KFJC 89.7FM
Album Review

Rondos – “Destroy The Entertainment” – [King Kong Records]

Thurston Hunger   6/1/2011   12-inch, A Library

Double-Dutch 12″ blast from punk’s past. KFJC’s connection to Rondos
till now was limited to their great cut “A Black & White Statement” which
turns up in two incarnations here. This release is basically the
1980 “Red Attack” album (sides 3 and 4) plus a series of early 7″‘s
(side 1) and a live set (side 2). Side 4 also ends with John Peel airing
Rondo’s “Russians are Coming” sounding like it was taken off a jammed
satellite. The very first track, “King Kong’s Penis” sounds like it
was recorded in King Kong’s taint, but the sonic quality clears up
after that (although the live set has a blurry dank feeling which some
will get high on for its lower fidelity.) This band made a great punk racket
and published a Raket of another sort, a zine. This release includes a
zine-style pamphlet tracing their history, near squatting in Huize Schoonderloo
this large crazed shared housing for the band and many more. The politics
do more than lean left, and reading the notes, it seems like they almost
sort of painted themselves right red in the communist corner. Nowadaze they
see it as more of a DIY committment. But “Anarchy” was surely more than a
song with a catchy chorus for them. Plenty of energetic anger for armies,
wars, rich city boys, disco, chinese food, Philips, cops, laboratory animals
(well those who experiment on them) and even the “rastaman” merits some
scorn. Dope as the sacrament for the reggae religious opiate of the
masses? Who knows, this is the wandercrust of youth.

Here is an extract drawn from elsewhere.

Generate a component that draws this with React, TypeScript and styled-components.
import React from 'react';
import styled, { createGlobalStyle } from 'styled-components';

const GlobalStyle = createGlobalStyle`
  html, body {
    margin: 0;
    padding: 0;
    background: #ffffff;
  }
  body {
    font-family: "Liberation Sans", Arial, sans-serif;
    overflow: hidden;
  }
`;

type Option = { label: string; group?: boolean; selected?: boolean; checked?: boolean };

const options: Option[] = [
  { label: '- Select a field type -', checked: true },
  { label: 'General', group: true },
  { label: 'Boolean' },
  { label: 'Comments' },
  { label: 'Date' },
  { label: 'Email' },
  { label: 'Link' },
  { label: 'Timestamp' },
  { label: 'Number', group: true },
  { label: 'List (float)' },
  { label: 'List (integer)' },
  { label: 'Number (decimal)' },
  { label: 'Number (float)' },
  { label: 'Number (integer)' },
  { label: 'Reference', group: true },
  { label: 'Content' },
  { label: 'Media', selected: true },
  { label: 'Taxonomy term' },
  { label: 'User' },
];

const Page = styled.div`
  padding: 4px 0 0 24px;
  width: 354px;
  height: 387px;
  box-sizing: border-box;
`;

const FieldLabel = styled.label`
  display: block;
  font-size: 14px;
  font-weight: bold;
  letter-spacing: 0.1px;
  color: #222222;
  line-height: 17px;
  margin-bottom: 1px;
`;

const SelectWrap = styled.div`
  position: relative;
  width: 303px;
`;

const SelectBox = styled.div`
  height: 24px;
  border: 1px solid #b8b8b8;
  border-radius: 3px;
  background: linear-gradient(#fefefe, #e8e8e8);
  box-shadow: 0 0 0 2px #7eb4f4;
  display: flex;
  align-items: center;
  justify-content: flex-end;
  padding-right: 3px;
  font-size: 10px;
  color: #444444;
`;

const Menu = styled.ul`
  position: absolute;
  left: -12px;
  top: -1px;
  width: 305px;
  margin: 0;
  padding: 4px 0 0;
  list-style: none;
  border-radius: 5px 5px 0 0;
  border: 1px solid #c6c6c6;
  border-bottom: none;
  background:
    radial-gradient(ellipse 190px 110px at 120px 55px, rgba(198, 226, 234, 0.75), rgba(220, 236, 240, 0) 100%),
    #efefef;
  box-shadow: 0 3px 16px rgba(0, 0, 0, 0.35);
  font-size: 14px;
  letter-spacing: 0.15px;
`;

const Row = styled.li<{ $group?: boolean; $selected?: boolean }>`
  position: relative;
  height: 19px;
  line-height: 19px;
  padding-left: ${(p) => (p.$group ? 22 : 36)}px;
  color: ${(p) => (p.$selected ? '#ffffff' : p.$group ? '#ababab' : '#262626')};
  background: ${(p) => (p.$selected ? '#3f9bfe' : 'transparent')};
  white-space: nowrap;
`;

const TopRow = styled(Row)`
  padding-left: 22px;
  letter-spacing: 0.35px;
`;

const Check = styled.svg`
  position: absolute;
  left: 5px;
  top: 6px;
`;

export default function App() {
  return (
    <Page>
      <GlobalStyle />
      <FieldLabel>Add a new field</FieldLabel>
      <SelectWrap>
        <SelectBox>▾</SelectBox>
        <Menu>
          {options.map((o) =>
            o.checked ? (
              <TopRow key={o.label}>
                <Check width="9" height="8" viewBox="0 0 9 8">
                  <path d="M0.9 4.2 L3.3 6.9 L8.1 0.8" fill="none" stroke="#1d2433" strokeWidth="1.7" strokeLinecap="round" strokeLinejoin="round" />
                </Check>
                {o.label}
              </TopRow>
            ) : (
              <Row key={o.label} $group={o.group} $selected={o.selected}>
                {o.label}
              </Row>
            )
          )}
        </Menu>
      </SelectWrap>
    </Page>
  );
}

For all their healthy
anti-military positions, it is interesting how some tracks feed on a sort
of martial beat. The guitar work is often brittle and clanky, just great.
Not far off their compatriots and contemporaries, the Ex. Sadly a tad less
well known and not quite matching the Ex’s longetivity.
It is interesting to hear the fumbling fret work early on (and perhaps
intentional, especially on anthem covers) give way to quite catchy,
itchy infectious work later. Any time the bass steps out in front,
the songs really drive. Many but not all of the tracks contain language,
and all are sung in a painstaking and precise English. Clipped in the
best sense, to sharpen the attack. Some oi work, but much more than any
one style, quite the potent art punk project now even 30 years down the
road. Tracks like “wanna go home”, “Hey gigolo”, “City of Fear”, “A Black
& White Statement”, “Run for Fun”, “Progress”, “Countdown/Twist” have
that kind of authentic urgency that rings true across the decades and
the sides of records and political parties.